→ DATASET CONTENT

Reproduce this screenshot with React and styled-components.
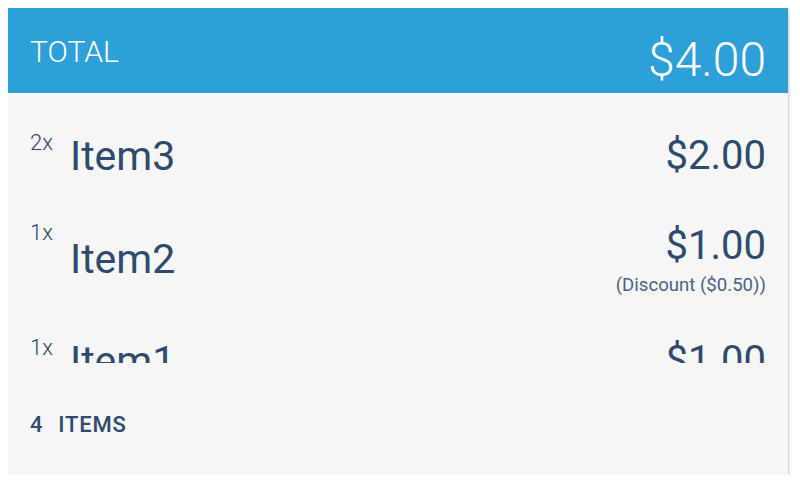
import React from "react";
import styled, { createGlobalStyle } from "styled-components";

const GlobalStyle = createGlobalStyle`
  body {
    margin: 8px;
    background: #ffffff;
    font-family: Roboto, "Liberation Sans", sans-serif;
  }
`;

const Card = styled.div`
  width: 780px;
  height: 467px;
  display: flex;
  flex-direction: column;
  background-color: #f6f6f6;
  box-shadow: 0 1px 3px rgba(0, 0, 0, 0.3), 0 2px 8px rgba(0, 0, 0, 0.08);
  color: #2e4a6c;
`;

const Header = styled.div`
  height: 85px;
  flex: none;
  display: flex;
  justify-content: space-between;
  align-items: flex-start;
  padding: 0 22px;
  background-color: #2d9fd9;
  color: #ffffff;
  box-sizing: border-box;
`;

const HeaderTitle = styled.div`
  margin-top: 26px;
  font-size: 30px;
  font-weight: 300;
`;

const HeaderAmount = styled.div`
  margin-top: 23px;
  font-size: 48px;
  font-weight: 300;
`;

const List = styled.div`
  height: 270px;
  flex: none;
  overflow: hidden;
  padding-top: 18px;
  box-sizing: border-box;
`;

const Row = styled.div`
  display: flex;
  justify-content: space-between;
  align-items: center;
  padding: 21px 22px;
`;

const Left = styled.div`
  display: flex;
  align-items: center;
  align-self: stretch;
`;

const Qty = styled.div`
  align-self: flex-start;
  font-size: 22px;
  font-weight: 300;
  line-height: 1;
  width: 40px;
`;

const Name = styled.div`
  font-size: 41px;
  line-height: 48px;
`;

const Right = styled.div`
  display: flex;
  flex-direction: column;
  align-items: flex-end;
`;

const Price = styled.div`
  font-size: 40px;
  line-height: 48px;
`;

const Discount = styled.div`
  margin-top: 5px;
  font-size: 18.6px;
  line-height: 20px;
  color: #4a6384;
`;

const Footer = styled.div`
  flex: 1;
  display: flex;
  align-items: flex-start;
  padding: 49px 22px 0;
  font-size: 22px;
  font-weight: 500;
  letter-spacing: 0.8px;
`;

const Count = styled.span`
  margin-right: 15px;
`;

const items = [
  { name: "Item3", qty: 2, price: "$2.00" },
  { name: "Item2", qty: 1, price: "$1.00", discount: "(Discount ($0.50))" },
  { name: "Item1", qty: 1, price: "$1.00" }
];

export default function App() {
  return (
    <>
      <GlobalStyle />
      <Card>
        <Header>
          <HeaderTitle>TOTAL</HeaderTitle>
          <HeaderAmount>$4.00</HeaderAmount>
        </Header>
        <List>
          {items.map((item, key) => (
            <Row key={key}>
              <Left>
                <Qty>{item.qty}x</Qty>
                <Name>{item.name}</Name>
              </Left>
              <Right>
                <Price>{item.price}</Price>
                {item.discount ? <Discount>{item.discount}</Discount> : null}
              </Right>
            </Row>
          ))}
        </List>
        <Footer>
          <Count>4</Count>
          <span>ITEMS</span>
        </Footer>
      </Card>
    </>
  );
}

→ GIVEN PROBLEM
Skip the pictures, then retype every line above exactly.

→ WORKED ANSWER
Reproduce this screenshot with React and styled-components.
import React from "react";
import styled, { createGlobalStyle } from "styled-components";

const GlobalStyle = createGlobalStyle`
  body {
    margin: 8px;
    background: #ffffff;
    font-family: Roboto, "Liberation Sans", sans-serif;
  }
`;

const Card = styled.div`
  width: 780px;
  height: 467px;
  display: flex;
  flex-direction: column;
  background-color: #f6f6f6;
  box-shadow: 0 1px 3px rgba(0, 0, 0, 0.3), 0 2px 8px rgba(0, 0, 0, 0.08);
  color: #2e4a6c;
`;

const Header = styled.div`
  height: 85px;
  flex: none;
  display: flex;
  justify-content: space-between;
  align-items: flex-start;
  padding: 0 22px;
  background-color: #2d9fd9;
  color: #ffffff;
  box-sizing: border-box;
`;

const HeaderTitle = styled.div`
  margin-top: 26px;
  font-size: 30px;
  font-weight: 300;
`;

const HeaderAmount = styled.div`
  margin-top: 23px;
  font-size: 48px;
  font-weight: 300;
`;

const List = styled.div`
  height: 270px;
  flex: none;
  overflow: hidden;
  padding-top: 18px;
  box-sizing: border-box;
`;

const Row = styled.div`
  display: flex;
  justify-content: space-between;
  align-items: center;
  padding: 21px 22px;
`;

const Left = styled.div`
  display: flex;
  align-items: center;
  align-self: stretch;
`;

const Qty = styled.div`
  align-self: flex-start;
  font-size: 22px;
  font-weight: 300;
  line-height: 1;
  width: 40px;
`;

const Name = styled.div`
  font-size: 41px;
  line-height: 48px;
`;

const Right = styled.div`
  display: flex;
  flex-direction: column;
  align-items: flex-end;
`;

const Price = styled.div`
  font-size: 40px;
  line-height: 48px;
`;

const Discount = styled.div`
  margin-top: 5px;
  font-size: 18.6px;
  line-height: 20px;
  color: #4a6384;
`;

const Footer = styled.div`
  flex: 1;
  display: flex;
  align-items: flex-start;
  padding: 49px 22px 0;
  font-size: 22px;
  font-weight: 500;
  letter-spacing: 0.8px;
`;

const Count = styled.span`
  margin-right: 15px;
`;

const items = [
  { name: "Item3", qty: 2, price: "$2.00" },
  { name: "Item2", qty: 1, price: "$1.00", discount: "(Discount ($0.50))" },
  { name: "Item1", qty: 1, price: "$1.00" }
];

export default function App() {
  return (
    <>
      <GlobalStyle />
      <Card>
        <Header>
          <HeaderTitle>TOTAL</HeaderTitle>
          <HeaderAmount>$4.00</HeaderAmount>
        </Header>
        <List>
          {items.map((item, key) => (
            <Row key={key}>
              <Left>
                <Qty>{item.qty}x</Qty>
                <Name>{item.name}</Name>
              </Left>
              <Right>
                <Price>{item.price}</Price>
                {item.discount ? <Discount>{item.discount}</Discount> : null}
              </Right>
            </Row>
          ))}
        </List>
        <Footer>
          <Count>4</Count>
          <span>ITEMS</span>
        </Footer>
      </Card>
    </>
  );
}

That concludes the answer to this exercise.